LINCOLN, Neb. (AP) - Over spring break, Ron Kellogg III helped haul 15 refurbished bikes, helmets and locks to the Dawes Middle School Community Learning Center.
And the students he supervises were in for a surprise when they returned to their after-school program.
“It was really cool to take them to the back and show them,” said Kellogg, the center’s school community coordinator. “A lot of the kids, when they walked in, they already knew what bikes they wanted by the color.”
Those bikes - and 10 more that went to a Dawes physical education teacher - came courtesy of the Lincoln Bike Kitchen, which last fall started partnering with the school-based community learning centers.
The Lincoln Journal Star reports that since October, the all-volunteer nonprofit has donated 210 bikes to more than a dozen centers, according to the tally taped to a door. McPhee: 37. Everett: 30. Huntington: 17. And more.
The pandemic may have forced the Bike Kitchen to close its cramped shop to the public and suspend some of its programs, but its core group of mechanics has still been showing up, wrenching new miles into secondhand bikes.
On average, they spend 10 minutes to two hours on a donated bike, depending on its condition, said Clayton Streich, a board member and mechanic.
They fix flats, straighten wheels, replace cables, grease bearings and give them a quick clean.
The kitchen has donated bikes to schools for years, but its partnership with the learning centers is new, Streich said. And it’s in so much demand the nonprofit’s bike inventory - which once grew to 150 ready-to-go bikes - is getting thin.
“We’ve been passing them out faster than we’ve been fixing them. We gave away so many all of a sudden our shop was getting a little emptier.”
So the Lincoln Bike Kitchen is putting out another call for donated bikes, with just a few guidelines.
(asterisk) Volunteers will be at the Bike Kitchen, 1635 S. First St., from 9 a.m. to noon Mondays and 5-7 p.m. Thursdays to accept donations.
(asterisk) Bikes with 24-inch wheels are at the top of its wish list, because they best fit older elementary and middle school students. But it also needs bikes with 20-inch wheels.

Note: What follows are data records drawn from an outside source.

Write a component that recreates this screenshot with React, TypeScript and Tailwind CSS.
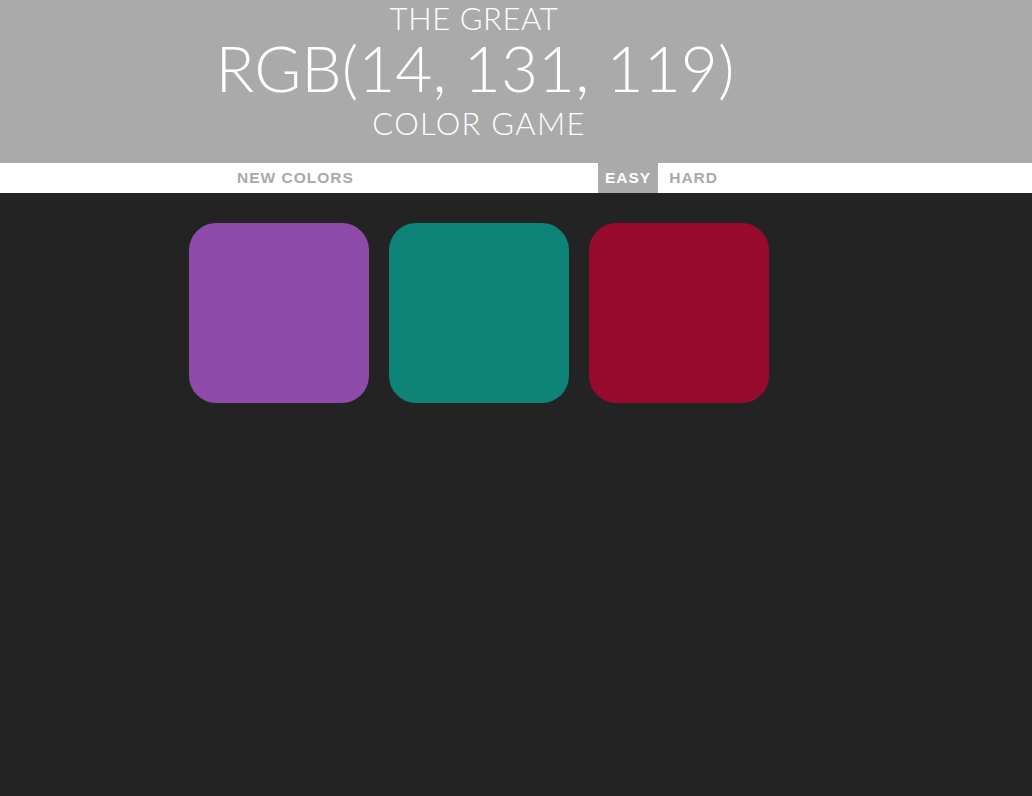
const colors = ['rgb(142, 75, 168)', 'rgb(14, 131, 119)', 'rgb(153, 10, 48)'];

export default function App() {
  return (
    <div className="min-h-[796px] bg-[#232323] font-['Lato',sans-serif]">
      <h1 className="bg-[#aaaaaa] h-[163px] text-white font-light uppercase">
        <div className="w-[600px] ml-[179px] flex flex-col items-center">
          <span className="text-[31px] leading-[36px] tracking-[0.6px] -ml-[10px]">The Great</span>
          <span className="text-[64px] leading-[64px] -ml-[8px]">RGB(14, 131, 119)</span>
          <span className="text-[31px] leading-[46px] tracking-[1.3px]">Color Game</span>
        </div>
      </h1>
      <div className="bg-white h-[30px] font-['Liberation_Sans',sans-serif] font-bold text-[15.5px] tracking-[1px] uppercase">
        <div className="w-[600px] ml-[179px] flex h-full items-stretch">
          <div className="w-[419px] flex">
            <button className="text-[#aaaaaa] pl-[58px] uppercase">New Colors</button>
          </div>
          <button className="bg-[#aaaaaa] text-white px-[7px] uppercase">Easy</button>
          <button className="text-[#aaaaaa] px-[11px] uppercase">Hard</button>
        </div>
      </div>
      <div className="w-[600px] ml-[179px] flex pt-[30px]">
        {colors.map((c) => (
          <div
            key={c}
            className="w-[180px] h-[180px] mx-[10px] rounded-[27px]"
            style={{ backgroundColor: c }}
          />
        ))}
      </div>
    </div>
  );
}
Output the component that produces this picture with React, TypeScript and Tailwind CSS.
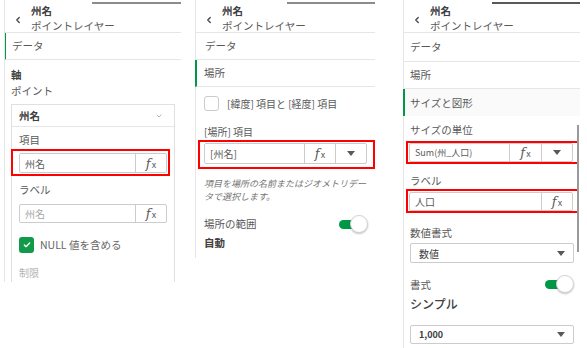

(asterisk) Road bikes aren’t popular with students, and rust-buckets can consume too much of a volunteer’s time, Streich said. But they’re not that picky. “We’ll take anything that’s a respectable bike.”
(asterisk) For more information, go to lincolnbikekitchen.org or visit its Facebook page.
The goal of the bike drive is simple, Streich said. Get more bikes to the Bike Kitchen, so its volunteers can get more bikes to the learning centers.
And so the centers can get the bikes to its students. At Dawes, many of the students must walk to and from school. Many didn’t have bikes or needed new ones.
After he heard about the partnership, Kellogg worked with school administrators and guidance counselors to identify the students who needed bikes the most. He got in touch with the Bike Kitchen, put in an order and, on giveaway day, watched the students revel in their new rides.
“I think it meant the world to them,” he said. “It was neat to see.”